Second, model flexibility is becoming table stakes. GitLab’s emphasis on Vertex AI, Model Garden, BYOM, and AI Gateway governance shows that enterprises do not want a single-model future. They want optionality, policy alignment, and the ability to route different workloads to different models based on performance, economics, and regulatory constraints.

Third, governance is moving left into the platform decision itself. The Omdia framing makes clear that privacy architecture, compliance posture, deployment flexibility, and data control are no longer late-stage concerns. They are part of what defines whether an AI platform is even viable for many enterprises.

Fourth, the real competition is shifting from feature depth in code generation to breadth of lifecycle integration. The vendors that win will likely be the ones that reduce context switching, keep policy enforcement close to the work, and make AI-generated output easier to review, secure, govern, and ship.

Radar takeaway

GitLab’s current signals point toward a strong strategic position, though not an uncontested one. The company is betting that software organizations will prefer an AI-enabled DevSecOps control plane over a loose collection of IDE tools and workflow add-ons. That is a credible bet, especially for enterprises with strict governance needs or complex release processes.
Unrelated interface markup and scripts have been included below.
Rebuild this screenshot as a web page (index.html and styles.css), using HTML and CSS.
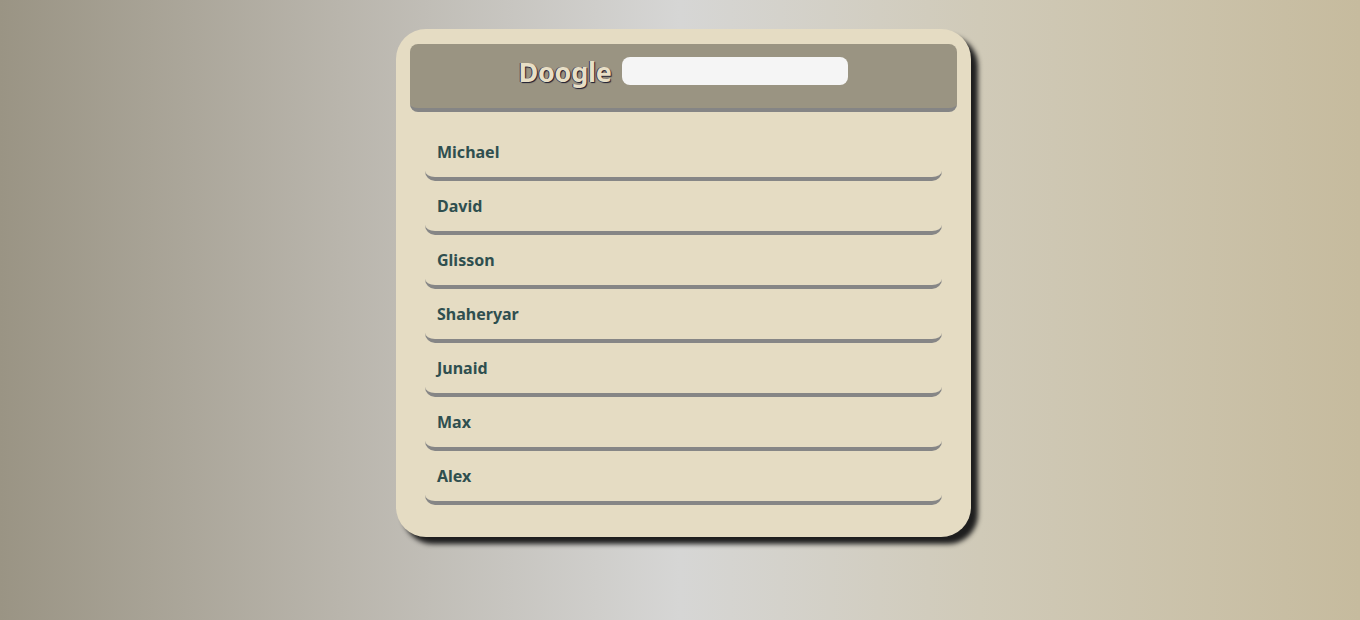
FILE: index.html
```html
<!DOCTYPE html>
<html lang="en">
<head>
<meta charset="utf-8">
<title>Doogle</title>
<link rel="stylesheet" href="styles.css">
</head>
<body>
<main class="card">
  <header class="header">
    <h1 class="logo">Doogle</h1>
    <input class="search" type="text" aria-label="Search">
  </header>
  <ul class="list">
    <li class="item">Michael</li>
    <li class="item">David</li>
    <li class="item">Glisson</li>
    <li class="item">Shaheryar</li>
    <li class="item">Junaid</li>
    <li class="item">Max</li>
    <li class="item">Alex</li>
  </ul>
</main>
</body>
</html>
```
FILE: styles.css
```css
html, body {
  margin: 0;
  height: 100%;
}
body {
  background: linear-gradient(to right, #9a9484 0%, #b9b5ac 25%, #d6d6d5 50%, #d0cab8 72%, #c6bb9e 100%);
  font-family: "Noto Sans", "DejaVu Sans", sans-serif;
  display: flex;
  justify-content: center;
  align-items: flex-start;
  padding-top: 29px;
  box-sizing: border-box;
}
.card {
  width: 575px;
  height: 508px;
  margin-left: 7px;
  box-sizing: border-box;
  background: #e5dcc3;
  border-radius: 30px;
  padding: 15px 14px;
  box-shadow: 7px 7px 5px #1e1e1e;
}
.header {
  height: 64px;
  background: #9a9482;
  border-bottom: 4px solid #858585;
  border-radius: 8px;
  display: flex;
  justify-content: center;
  align-items: center;
  gap: 11px;
}
.logo {
  margin: 0;
  font-size: 27px;
  font-weight: 700;
  color: #e8dfc6;
  text-shadow: 1px 1px 1px #1a1a2e, -1px 0 0 #3a3a55;
  letter-spacing: -0.3px;
  position: relative;
  top: -5px;
}
.search {
  width: 226px;
  height: 28px;
  box-sizing: border-box;
  border: none;
  border-radius: 8px;
  background: #f5f5f5;
  margin-top: -10px;
}
.list {
  list-style: none;
  margin: 15px 15px 0;
  padding: 0;
}
.item {
  height: 50px;
  border-bottom: 4px solid #868686;
  border-radius: 0 0 10px 10px;
  padding-left: 12px;
  line-height: 51px;
  font-size: 16px;
  font-weight: 700;
  color: #2f4f4f;
}
```
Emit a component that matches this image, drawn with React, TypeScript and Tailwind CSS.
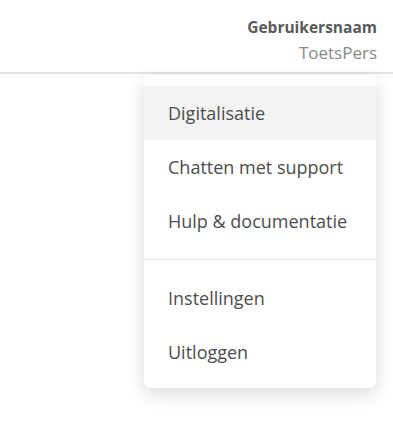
import React from "react";

export default function App() {
  const items1 = ["Digitalisatie", "Chatten met support", "Hulp & documentatie"];
  const items2 = ["Instellingen", "Uitloggen"];
  return (
    <div className="w-[393px] h-[427px] bg-white overflow-hidden" style={{ fontFamily: '"Open Sans", "Noto Sans", sans-serif' }}>
      <header className="h-[74px] border-b-2 border-[#e3e3e3] flex flex-col items-end pr-4 pt-[15px]">
        <div className="text-[15.5px] font-bold text-[#5a5a5a] leading-[24px]">Gebruikersnaam</div>
        <div className="text-[17px] text-[#888] leading-[26px] mt-[1px]">ToetsPers</div>
      </header>
      <div className="flex justify-end pr-[17px] pt-[1px]">
        <div className="w-[232px] bg-white rounded-md shadow-[0_6px_18px_rgba(0,0,0,0.14)] pt-[11px] pb-[9px]">
          {items1.map((t, i) => (
            <div
              key={t}
              className={`h-[54px] flex items-center pl-6 text-[18px] text-[#4d4d4d] ${i === 0 ? "bg-[#f3f3f4]" : ""}`}
            >
              {t}
            </div>
          ))}
          <div className="my-[11px] h-px bg-[#ececec]" />
          {items2.map((t) => (
            <div key={t} className="h-[54px] flex items-center pl-6 text-[18px] text-[#4d4d4d]">
              {t}
            </div>
          ))}
        </div>
      </div>
    </div>
  );
}
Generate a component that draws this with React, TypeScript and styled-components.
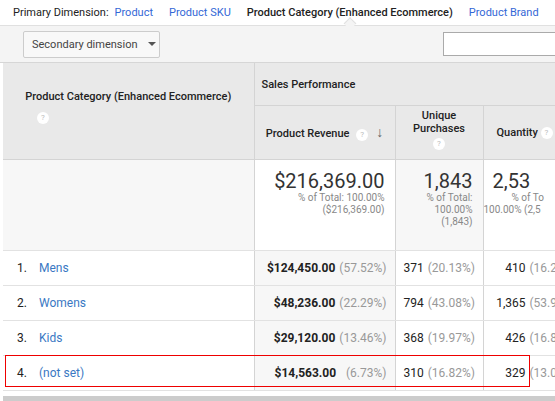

The key thing to watch is execution. GitLab’s vision depends on whether its agent platform truly improves handoffs across planning, coding, security, CI/CD, and remediation without creating new layers of complexity or noise. If it can make lifecycle context operationally useful, not just narratively appealing, it will have a serious differentiator.

For now, the deep-dive read suggests a clear conclusion: GitLab is no longer just selling integrated DevSecOps. It is trying to become the orchestration layer for agentic software development under enterprise constraints. That is one of the more important platform moves worth tracking in 2026.